All of the data that follows should be retyped exactly, please, except the pictures.
>> BEGIN Collected data
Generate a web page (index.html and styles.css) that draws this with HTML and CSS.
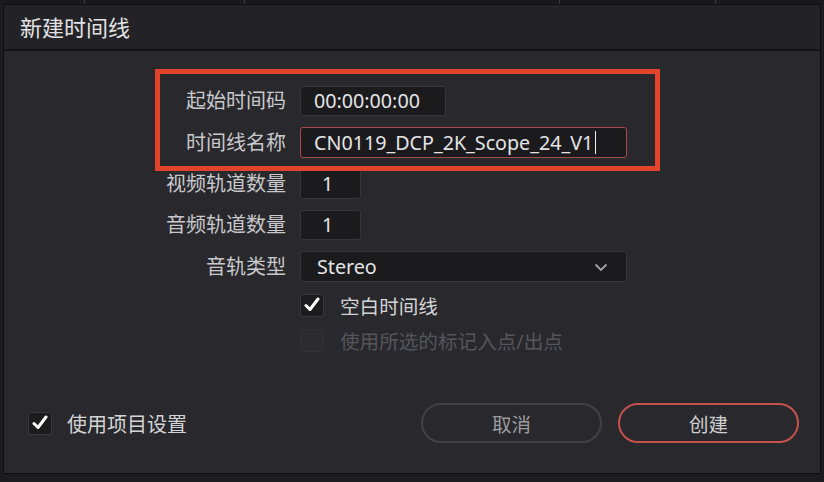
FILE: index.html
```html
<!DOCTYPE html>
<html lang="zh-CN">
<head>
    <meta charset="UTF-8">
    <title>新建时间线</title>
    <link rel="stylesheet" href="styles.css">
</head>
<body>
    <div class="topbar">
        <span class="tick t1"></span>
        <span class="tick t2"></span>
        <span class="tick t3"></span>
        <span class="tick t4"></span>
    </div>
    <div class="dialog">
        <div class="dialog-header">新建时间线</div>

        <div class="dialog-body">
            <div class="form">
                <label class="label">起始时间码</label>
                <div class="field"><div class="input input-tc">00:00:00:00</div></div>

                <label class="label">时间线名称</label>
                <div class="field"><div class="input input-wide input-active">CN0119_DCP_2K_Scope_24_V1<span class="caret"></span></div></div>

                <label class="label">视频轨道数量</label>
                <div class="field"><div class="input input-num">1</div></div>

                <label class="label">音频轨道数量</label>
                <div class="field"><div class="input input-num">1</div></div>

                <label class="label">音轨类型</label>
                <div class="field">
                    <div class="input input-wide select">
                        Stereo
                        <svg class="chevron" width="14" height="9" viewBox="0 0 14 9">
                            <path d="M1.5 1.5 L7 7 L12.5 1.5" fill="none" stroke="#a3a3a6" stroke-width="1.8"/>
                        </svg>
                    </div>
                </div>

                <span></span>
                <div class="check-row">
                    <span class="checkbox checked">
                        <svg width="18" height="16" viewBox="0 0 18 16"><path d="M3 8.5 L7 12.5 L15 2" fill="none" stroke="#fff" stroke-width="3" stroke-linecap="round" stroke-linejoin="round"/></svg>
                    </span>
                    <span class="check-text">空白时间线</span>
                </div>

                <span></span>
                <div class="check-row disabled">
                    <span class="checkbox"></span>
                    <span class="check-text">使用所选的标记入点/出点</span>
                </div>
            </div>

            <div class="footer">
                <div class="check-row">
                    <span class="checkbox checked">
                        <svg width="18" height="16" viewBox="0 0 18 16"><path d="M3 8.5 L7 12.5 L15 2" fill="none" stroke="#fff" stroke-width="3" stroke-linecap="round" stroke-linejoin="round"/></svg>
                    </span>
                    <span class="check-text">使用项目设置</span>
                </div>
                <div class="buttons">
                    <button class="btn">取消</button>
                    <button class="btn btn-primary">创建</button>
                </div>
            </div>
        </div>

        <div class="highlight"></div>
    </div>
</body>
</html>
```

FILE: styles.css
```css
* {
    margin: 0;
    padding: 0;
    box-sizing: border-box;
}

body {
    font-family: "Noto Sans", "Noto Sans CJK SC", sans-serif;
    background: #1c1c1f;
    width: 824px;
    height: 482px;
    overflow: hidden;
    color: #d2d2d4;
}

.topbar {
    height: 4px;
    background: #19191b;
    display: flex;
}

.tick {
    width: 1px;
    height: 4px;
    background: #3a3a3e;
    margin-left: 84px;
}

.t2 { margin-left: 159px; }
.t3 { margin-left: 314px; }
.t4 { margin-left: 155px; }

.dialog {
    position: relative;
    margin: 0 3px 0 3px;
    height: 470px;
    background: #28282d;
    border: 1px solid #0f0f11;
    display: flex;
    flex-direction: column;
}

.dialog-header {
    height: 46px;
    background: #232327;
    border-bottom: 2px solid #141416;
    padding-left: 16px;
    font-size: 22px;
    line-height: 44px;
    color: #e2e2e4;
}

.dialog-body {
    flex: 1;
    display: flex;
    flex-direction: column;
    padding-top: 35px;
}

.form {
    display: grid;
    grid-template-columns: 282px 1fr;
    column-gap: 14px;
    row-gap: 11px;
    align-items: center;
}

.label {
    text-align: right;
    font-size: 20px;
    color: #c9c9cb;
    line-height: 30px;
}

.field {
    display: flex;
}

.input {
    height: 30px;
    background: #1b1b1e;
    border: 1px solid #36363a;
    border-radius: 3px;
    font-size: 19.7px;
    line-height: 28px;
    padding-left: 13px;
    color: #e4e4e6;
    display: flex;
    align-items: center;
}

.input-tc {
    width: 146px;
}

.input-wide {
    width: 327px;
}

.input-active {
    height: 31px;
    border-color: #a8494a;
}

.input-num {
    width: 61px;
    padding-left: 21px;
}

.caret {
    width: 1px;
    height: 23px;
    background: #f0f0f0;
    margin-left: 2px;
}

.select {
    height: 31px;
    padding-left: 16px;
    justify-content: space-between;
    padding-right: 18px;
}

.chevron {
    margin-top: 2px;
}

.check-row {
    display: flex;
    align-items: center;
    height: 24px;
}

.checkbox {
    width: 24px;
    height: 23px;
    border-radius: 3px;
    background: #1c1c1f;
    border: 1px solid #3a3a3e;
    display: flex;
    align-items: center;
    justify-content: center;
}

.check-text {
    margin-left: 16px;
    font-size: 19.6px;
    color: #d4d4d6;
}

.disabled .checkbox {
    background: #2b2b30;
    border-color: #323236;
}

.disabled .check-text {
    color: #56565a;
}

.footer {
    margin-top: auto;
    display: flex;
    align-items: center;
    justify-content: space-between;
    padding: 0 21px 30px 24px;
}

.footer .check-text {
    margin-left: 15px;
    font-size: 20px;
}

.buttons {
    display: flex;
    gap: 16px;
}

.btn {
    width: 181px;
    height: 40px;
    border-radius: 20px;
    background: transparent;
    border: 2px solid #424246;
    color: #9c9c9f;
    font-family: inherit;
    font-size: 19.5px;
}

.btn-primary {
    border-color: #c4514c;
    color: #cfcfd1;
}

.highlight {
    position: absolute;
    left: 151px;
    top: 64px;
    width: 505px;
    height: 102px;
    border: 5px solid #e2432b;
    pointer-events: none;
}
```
>> END Collected data
» Solved problem:
Generate a web page (index.html and styles.css) that draws this with HTML and CSS.
FILE: index.html
```html
<!DOCTYPE html>
<html lang="zh-CN">
<head>
    <meta charset="UTF-8">
    <title>新建时间线</title>
    <link rel="stylesheet" href="styles.css">
</head>
<body>
    <div class="topbar">
        <span class="tick t1"></span>
        <span class="tick t2"></span>
        <span class="tick t3"></span>
        <span class="tick t4"></span>
    </div>
    <div class="dialog">
        <div class="dialog-header">新建时间线</div>

        <div class="dialog-body">
            <div class="form">
                <label class="label">起始时间码</label>
                <div class="field"><div class="input input-tc">00:00:00:00</div></div>

                <label class="label">时间线名称</label>
                <div class="field"><div class="input input-wide input-active">CN0119_DCP_2K_Scope_24_V1<span class="caret"></span></div></div>

                <label class="label">视频轨道数量</label>
                <div class="field"><div class="input input-num">1</div></div>

                <label class="label">音频轨道数量</label>
                <div class="field"><div class="input input-num">1</div></div>

                <label class="label">音轨类型</label>
                <div class="field">
                    <div class="input input-wide select">
                        Stereo
                        <svg class="chevron" width="14" height="9" viewBox="0 0 14 9">
                            <path d="M1.5 1.5 L7 7 L12.5 1.5" fill="none" stroke="#a3a3a6" stroke-width="1.8"/>
                        </svg>
                    </div>
                </div>

                <span></span>
                <div class="check-row">
                    <span class="checkbox checked">
                        <svg width="18" height="16" viewBox="0 0 18 16"><path d="M3 8.5 L7 12.5 L15 2" fill="none" stroke="#fff" stroke-width="3" stroke-linecap="round" stroke-linejoin="round"/></svg>
                    </span>
                    <span class="check-text">空白时间线</span>
                </div>

                <span></span>
                <div class="check-row disabled">
                    <span class="checkbox"></span>
                    <span class="check-text">使用所选的标记入点/出点</span>
                </div>
            </div>

            <div class="footer">
                <div class="check-row">
                    <span class="checkbox checked">
                        <svg width="18" height="16" viewBox="0 0 18 16"><path d="M3 8.5 L7 12.5 L15 2" fill="none" stroke="#fff" stroke-width="3" stroke-linecap="round" stroke-linejoin="round"/></svg>
                    </span>
                    <span class="check-text">使用项目设置</span>
                </div>
                <div class="buttons">
                    <button class="btn">取消</button>
                    <button class="btn btn-primary">创建</button>
                </div>
            </div>
        </div>

        <div class="highlight"></div>
    </div>
</body>
</html>
```

FILE: styles.css
```css
* {
    margin: 0;
    padding: 0;
    box-sizing: border-box;
}

body {
    font-family: "Noto Sans", "Noto Sans CJK SC", sans-serif;
    background: #1c1c1f;
    width: 824px;
    height: 482px;
    overflow: hidden;
    color: #d2d2d4;
}

.topbar {
    height: 4px;
    background: #19191b;
    display: flex;
}

.tick {
    width: 1px;
    height: 4px;
    background: #3a3a3e;
    margin-left: 84px;
}

.t2 { margin-left: 159px; }
.t3 { margin-left: 314px; }
.t4 { margin-left: 155px; }

.dialog {
    position: relative;
    margin: 0 3px 0 3px;
    height: 470px;
    background: #28282d;
    border: 1px solid #0f0f11;
    display: flex;
    flex-direction: column;
}

.dialog-header {
    height: 46px;
    background: #232327;
    border-bottom: 2px solid #141416;
    padding-left: 16px;
    font-size: 22px;
    line-height: 44px;
    color: #e2e2e4;
}

.dialog-body {
    flex: 1;
    display: flex;
    flex-direction: column;
    padding-top: 35px;
}

.form {
    display: grid;
    grid-template-columns: 282px 1fr;
    column-gap: 14px;
    row-gap: 11px;
    align-items: center;
}

.label {
    text-align: right;
    font-size: 20px;
    color: #c9c9cb;
    line-height: 30px;
}

.field {
    display: flex;
}

.input {
    height: 30px;
    background: #1b1b1e;
    border: 1px solid #36363a;
    border-radius: 3px;
    font-size: 19.7px;
    line-height: 28px;
    padding-left: 13px;
    color: #e4e4e6;
    display: flex;
    align-items: center;
}

.input-tc {
    width: 146px;
}

.input-wide {
    width: 327px;
}

.input-active {
    height: 31px;
    border-color: #a8494a;
}

.input-num {
    width: 61px;
    padding-left: 21px;
}

.caret {
    width: 1px;
    height: 23px;
    background: #f0f0f0;
    margin-left: 2px;
}

.select {
    height: 31px;
    padding-left: 16px;
    justify-content: space-between;
    padding-right: 18px;
}

.chevron {
    margin-top: 2px;
}

.check-row {
    display: flex;
    align-items: center;
    height: 24px;
}

.checkbox {
    width: 24px;
    height: 23px;
    border-radius: 3px;
    background: #1c1c1f;
    border: 1px solid #3a3a3e;
    display: flex;
    align-items: center;
    justify-content: center;
}

.check-text {
    margin-left: 16px;
    font-size: 19.6px;
    color: #d4d4d6;
}

.disabled .checkbox {
    background: #2b2b30;
    border-color: #323236;
}

.disabled .check-text {
    color: #56565a;
}

.footer {
    margin-top: auto;
    display: flex;
    align-items: center;
    justify-content: space-between;
    padding: 0 21px 30px 24px;
}

.footer .check-text {
    margin-left: 15px;
    font-size: 20px;
}

.buttons {
    display: flex;
    gap: 16px;
}

.btn {
    width: 181px;
    height: 40px;
    border-radius: 20px;
    background: transparent;
    border: 2px solid #424246;
    color: #9c9c9f;
    font-family: inherit;
    font-size: 19.5px;
}

.btn-primary {
    border-color: #c4514c;
    color: #cfcfd1;
}

.highlight {
    position: absolute;
    left: 151px;
    top: 64px;
    width: 505px;
    height: 102px;
    border: 5px solid #e2432b;
    pointer-events: none;
}
```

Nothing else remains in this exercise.